Pendant ce temps, le gouvernement met en avant « ses partenaires sociaux », la CFDT et l’Unsa qui bien que non représentative pourra participer à la gouvernance du système universel. Il faut bien récompenser ses alliés.
Pour autant, le combat n’est pas fini et il risque de s’étaler dans la durée comme le mouvement des gilets des jaunes. Une multiplication de jours de grèves et d’actions médiatiques va perdurer.
Au Havre, le mardi 14 janvier, nous étions près de 8 000 dont 3500 dockers et travailleurs portuaires à manifester. Les pompiers ont copieusement arrosé le sol et les grilles de la Sous-Préfecture ; pompiers très applaudis. Le mercredi 15, 300 personnes ont voulu s’inviter aux vœux de la CCI. Un accident a eu lieu puisqu’ un commissaire de police a été sévèrement touché à la main à cause d’un pétard. Les réactions de classe ne se sont pas fait attendre. Léa Lassarat (ancienne patronne d’Interior’s bien connu de nos camarades de la CNT havraise), la présidente de la CCI y est allée de son couplet, le maire LR aussi. La palme revient à Alternative-Police qui a accusé le syndicat des dockers de mafia qui n’hésite pas à user de violences : « Cela rappelle certaines organisations italiennes. » Peut-être que le syndicat des dockers pourrait déposer plainte lui aussi car associer un syndicat à la mafia qui a à son actif de nombreux meurtres, c’est plutôt diffamatoire.
Le jeudi 16, ce sont 15 à 20000 manifestants qui ont déambulé dans les rues du Havre. A noter des actions sur les rails…un quart des enseignants étaient en grève. Les ports et docks aussi ; ce sont de gros pourvoyeurs de manifestants, c’est pour cela qu’ils sont visibles et pas forcément coupables du moindre incident dans les conflits sociaux.

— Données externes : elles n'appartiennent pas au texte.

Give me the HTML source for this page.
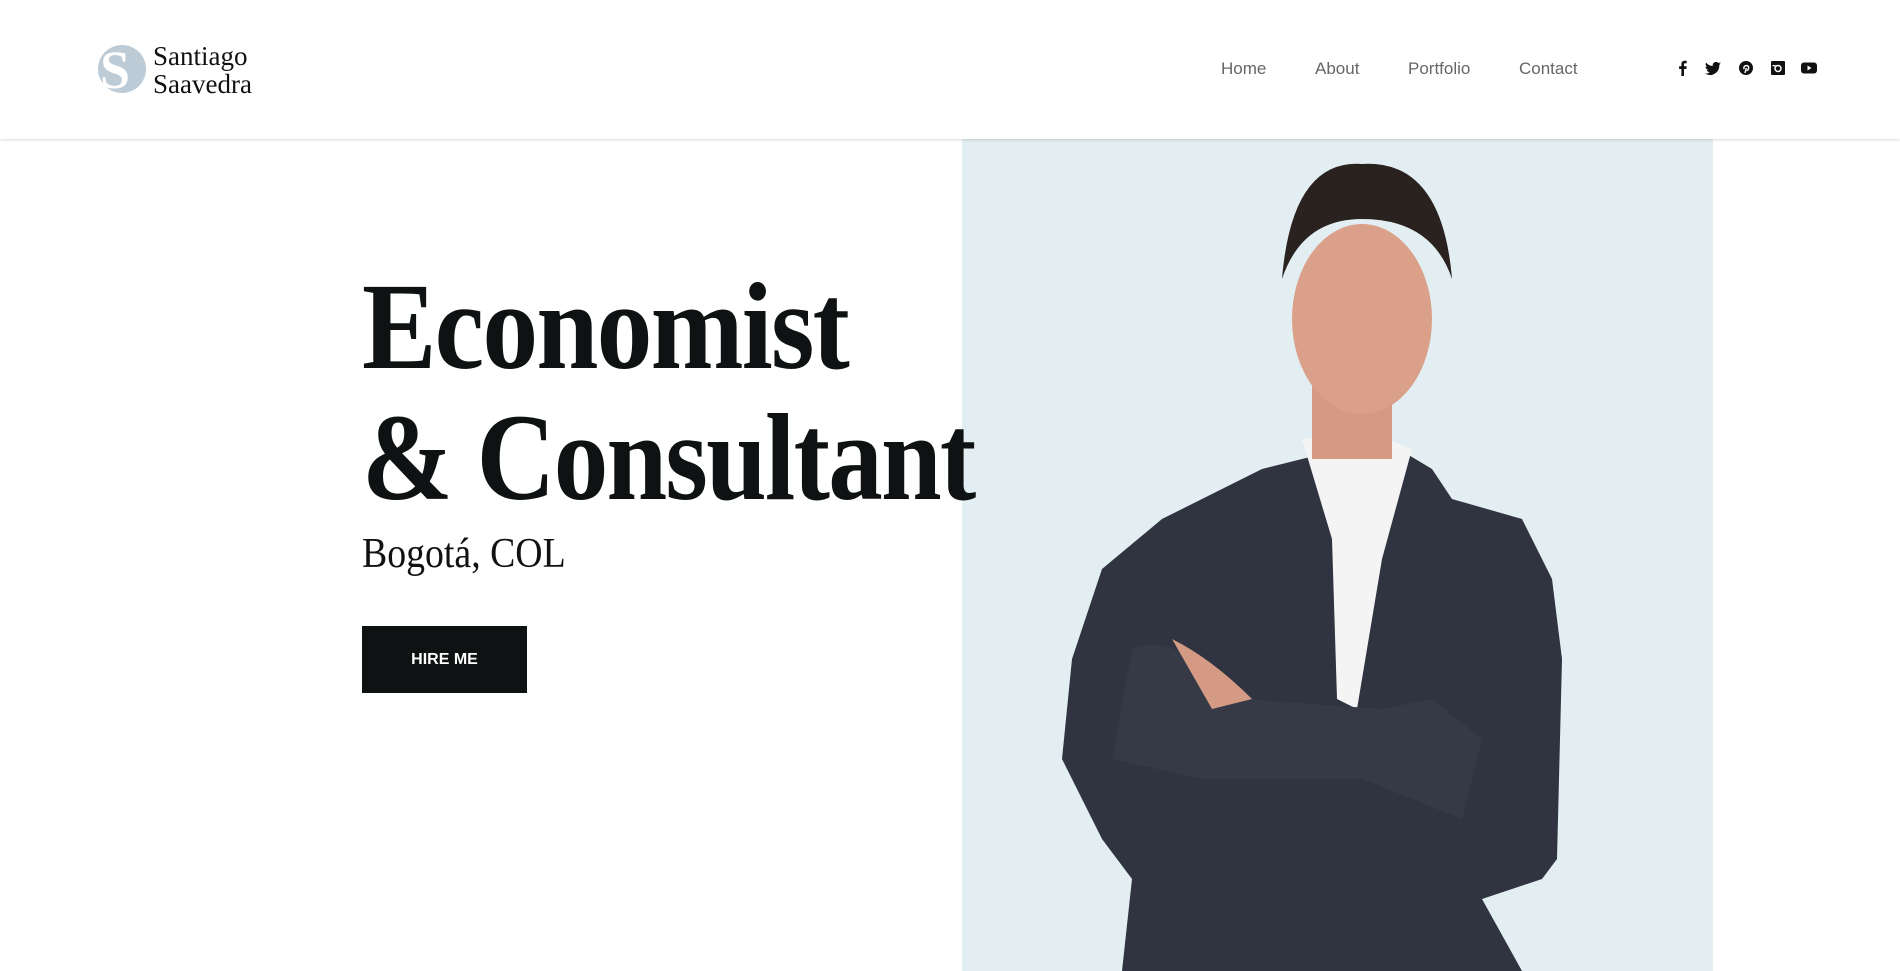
<!DOCTYPE html>
<html><head><meta charset="utf-8"><style>
*{margin:0;padding:0;box-sizing:border-box}
body{width:1900px;height:971px;overflow:hidden;background:#fff;font-family:"Liberation Sans",sans-serif;position:relative}
.hdr{position:absolute;left:0;top:0;width:1900px;height:139px;background:#fff;box-shadow:0 1px 3px rgba(0,0,0,.15);z-index:2}
.logo{position:absolute;left:98px;top:45px;width:48px;height:48px;border-radius:50%;background:#bccbd6;overflow:hidden}
.logo span{position:absolute;left:2px;top:-6px;font:bold 54px "Liberation Serif",serif;color:#fff}
.lt{position:absolute;left:153px;top:42px;font:27px/28px "Liberation Serif",serif;color:#111;transform:scaleX(1);transform-origin:left}
.nav a{position:absolute;top:59px;font-size:17px;color:#666;text-decoration:none}
.ic{position:absolute;top:60px;width:16px;height:16px}
.photo{position:absolute;left:962px;top:139px;width:751px;height:832px;background:#e2eef2}
h1{position:absolute;left:362px;font:bold 124px/1 "Liberation Serif",serif;color:#0f1212;transform-origin:left;white-space:nowrap;letter-spacing:-2px}
.loc{position:absolute;left:362px;top:530px;font:42px "Liberation Serif",serif;color:#111;transform:scaleX(.9);transform-origin:left}
.btn{position:absolute;left:362px;top:626px;width:165px;height:67px;background:#0f1212;color:#fff;font-size:16px;font-weight:bold;text-align:center;line-height:67px}
</style></head><body>
<div class="photo"></div>
<svg style="position:absolute;left:962px;top:139px" width="751" height="832" viewBox="0 0 751 832">
<path d="M300 330 L420 300 L470 330 L490 360 L560 380 L590 440 L600 520 L595 720 L580 740 L520 760 L560 832 L160 832 L170 740 L140 700 L100 620 L110 520 L140 430 L200 380 Z" fill="#2f3440"/>
<path d="M340 300 L370 400 L375 560 L395 570 L420 420 L450 310 L400 290 Z" fill="#f4f4f4"/>
<rect x="350" y="240" width="80" height="80" fill="#d49a84"/>
<ellipse cx="400" cy="180" rx="70" ry="95" fill="#dba08a"/>
<path d="M320 140 Q330 20 400 25 Q480 20 490 140 Q470 80 400 80 Q340 80 320 140Z" fill="#2a221e"/>
<path d="M170 510 Q210 490 280 560 L420 570 L470 560 L520 600 L500 680 L400 640 L240 640 L150 620 Z" fill="#353a46"/>
<path d="M210 500 Q250 520 290 560 L250 570 Z" fill="#d49a84"/>
</svg>
<div class="hdr">
<div class="logo"><span>S</span></div>
<div class="lt">Santiago<br>Saavedra</div>
<div class="nav"><a style="left:1221px">Home</a><a style="left:1315px">About</a><a style="left:1408px">Portfolio</a><a style="left:1519px">Contact</a></div>
<svg class="ic" style="left:1675px" viewBox="0 0 16 16"><path d="M9 16V9h2.3l.4-2.7H9V4.6c0-.8.2-1.3 1.3-1.3h1.4V.9C11.4.9 10.6.8 9.700.8 7.7.8 6.4 2 6.4 4.3v2H4.1V9h2.3v7z" fill="#111"/></svg>
<svg class="ic" style="left:1705px" viewBox="0 0 16 16"><path d="M16 3.5c-.6.3-1.2.4-1.9.5.7-.4 1.2-1 1.4-1.8-.6.4-1.3.6-2.1.8A3.3 3.3 0 0 0 7.8 6 9.300 9.300 0 0 1 1.1 2.6a3.300 3.300 0 0 0 1 4.4c-.5 0-1-.2-1.5-.4 0 1.6 1.1 2.9 2.6 3.2-.5.1-1 .2-1.5.1.4 1.3 1.6 2.3 3.1 2.3A6.6 6.6 0 0 1 0 13.5 9.3 9.3 0 0 0 14.3 5.2V4.8c.7-.4 1.2-1 1.7-1.3z" fill="#111"/></svg>
<svg class="ic" style="left:1738px" viewBox="0 0 16 16"><circle cx="8" cy="8" r="7" fill="#111"/><path d="M7 13l1.2-5M8.5 10.5c2.5 0 3-4.5.3-4.9-2.5-.3-3.6 2.2-2.5 3.4" stroke="#fff" stroke-width="1.4" fill="none"/></svg>
<svg class="ic" style="left:1770px" viewBox="0 0 16 16"><rect x="1" y="1" width="14" height="14" rx="1" fill="#111"/><circle cx="8" cy="8.5" r="3" fill="none" stroke="#fff" stroke-width="1.5"/><rect x="2.5" y="5" width="3" height="1.3" fill="#fff"/></svg>
<svg class="ic" style="left:1801px" viewBox="0 0 16 16"><rect x="0" y="2.5" width="16" height="11" rx="3" fill="#111"/><path d="M6.5 5.5v5l4-2.5z" fill="#fff"/></svg>
</div>
<h1 style="top:265px;transform:scaleX(.9)">Economist</h1>
<h1 style="top:396px;transform:scaleX(.88)">&amp; Consultant</h1>
<div class="loc">Bogotá, COL</div>
<div class="btn">HIRE ME</div>
</body></html>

Ce que l’on peut retenir, c’est qu’une étincelle pourrait mettre le feu aux poudres. La tension après plusieurs jours de grève est palpable. En méprisant les grévistes, en ne les écoutant pas, on les accule…Macron ferait bien de relire « Eloge de la fuite ». Le patronat se plaint des pertes financières de centaines de millions : mais à qui la faute. Les travailleurs se défendent ; c’est de l’auto-défense sociale. Et il ne faut pas voir de politicaillerie dans ce mouvement social. On constate que de nombreux maires se présenteront en mars prochain sans étiquette sous couvert de rassemblement. En réalité, les Français ont une piètre opinion des partis politiques et c’est tant mieux.
Le 24 janvier 2020, il y aura grève et une journée nationale à Paris est plébiscitée par de nombreux grévistes. En attendant, toute occasion de faire parler des grévistes sera bonne. Les manifestations sportives d’envergure serviront de support pour mobiliser par exemple, les coupures sauvages d’électricité rappelleront que le combat continue. Sans compter les surprises…

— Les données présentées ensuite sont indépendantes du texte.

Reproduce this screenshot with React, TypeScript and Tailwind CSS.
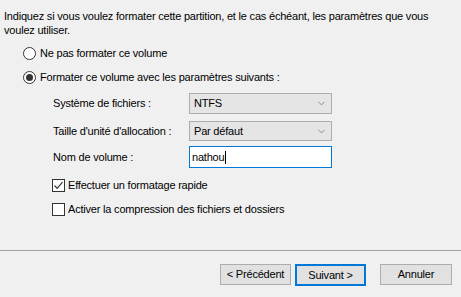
import { ChevronDown } from 'lucide-react';

function Radio({ checked, label }: { checked?: boolean; label: string }) {
  return (
    <div className="flex h-[24px] items-center">
      <span className="flex h-[13px] w-[13px] items-center justify-center rounded-full border border-[#333333] bg-white">
        {checked && <span className="h-[7px] w-[7px] rounded-full bg-[#333333]" />}
      </span>
      <span className="ml-[4px]">{label}</span>
    </div>
  );
}

function Check({ checked, label }: { checked?: boolean; label: string }) {
  return (
    <div className="flex h-[24px] items-center">
      <span className="flex h-[13px] w-[13px] items-center justify-center border border-[#333333] bg-white">
        {checked && (
          <svg width="11" height="11" viewBox="0 0 11 11" fill="none">
            <path d="M1.5 5.5 L4.2 8.3 L9.5 2.2" stroke="#333333" strokeWidth="1.2" />
          </svg>
        )}
      </span>
      <span className="ml-[3px]">{label}</span>
    </div>
  );
}

function Combo({ value, className }: { value: string; className?: string }) {
  return (
    <div className={`flex w-[143px] items-center justify-between border border-[#adadad] bg-[#e5e5e5] pl-[4px] pr-[4px] ${className}`}>
      <span>{value}</span>
      <ChevronDown className="h-[11px] w-[11px] text-[#606060]" strokeWidth={1.5} />
    </div>
  );
}

export default function App() {
  return (
    <div className="flex h-[297px] w-[461px] flex-col bg-[#f0f0f0] text-[11px] text-black" style={{ fontFamily: '"Liberation Sans", Arial, sans-serif' }}>
      <p className="px-[4px] pt-[9px] leading-[14px] tracking-[-0.2px]">
        Indiquez si vous voulez formater cette partition, et le cas échéant, les paramètres que vous
        voulez utiliser.
      </p>

      <div className="ml-[23px] mt-[4px] tracking-[-0.2px]">
        <Radio label="Ne pas formater ce volume" />
        <Radio checked label="Formater ce volume avec les paramètres suivants :" />
      </div>

      <div className="ml-[53px] grid grid-cols-[136px_143px] tracking-[-0.2px]">
        <span className="mt-[4px] flex h-[21px] items-center">Système de fichiers :</span>
        <Combo value="NTFS" className="mt-[4px] h-[21px]" />
        <span className="mt-[7px] flex h-[20px] items-center">Taille d'unité d'allocation :</span>
        <Combo value="Par défaut" className="mt-[7px] h-[20px]" />
        <span className="mt-[5px] flex h-[22px] items-center">Nom de volume :</span>
        <div className="mt-[5px] flex h-[22px] w-[143px] items-center border border-[#0078d7] bg-white pl-[2px]">
          <span>nathou</span>
          <span className="ml-[1px] h-[13px] w-px bg-black" />
        </div>
      </div>

      <div className="ml-[52px] mt-[5px] tracking-[-0.2px]">
        <Check checked label="Effectuer un formatage rapide" />
        <Check label="Activer la compression des fichiers et dossiers" />
      </div>

      <div className="mt-auto border-t border-[#a0a0a0]" />
      <div className="flex h-[46px] justify-end pr-[9px] pt-[13px] tracking-[-0.2px]">
        <button className="h-[21px] w-[71px] border border-[#adadad] bg-[#e1e1e1]">&lt; Précédent</button>
        <button className="ml-[4px] h-[22px] w-[71px] border-2 border-[#0078d7] bg-[#e1e1e1]">Suivant &gt;</button>
        <button className="ml-[14px] h-[21px] w-[72px] border border-[#adadad] bg-[#e1e1e1]">Annuler</button>
      </div>
    </div>
  );
}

Les anarchistes sont souvent qualifiés d’utopistes ; pourtant cela ne signifie pas pour nous de regarder ce monde comme magnifique, idéalisé et sans faille ; en bref, comme une illusion que beaucoup cherchent à relier au milieu libertaire. Assez d’illusions, parce que l’art de tromper est dans la publicité, dans la vente de produits superflus aux crédules du monde de la consommation en cette période de soldes comme après les Black Friday. Ce monde est exposé dans les journaux, à la télévision, dans les informations déformées et préjugées. Tout ce que nous savons, c’est que nous voulons le changer ; il est vérifiable au quotidien que le capitalisme tue, détruit et détériore les relations sociales d’une manière jamais vue auparavant. De la même manière, il saccage la nature et met en péril le devenir de la planète.
L’anarchisme est la pensée en action ; «l’action et la pensée deviennent compléments », nous dirait Proudhon. Une théorie sans pratique n’est d’aucune utilité et une pratique est aussi raisonnable et aussi nécessaire qu’une théorie. C’est pourquoi il est impératif de se battre aux côtés des travailleurs pour la défense des acquis, aux côtés des gilets jaunes pour dénoncer un monde inégalitaire et poser les pierres d’une société horizontale sans leader. La pratique nourrit la théorie qui a son tour nourrit la pratique. C’est ici que l’anarcho-syndicalisme prend tout son sens.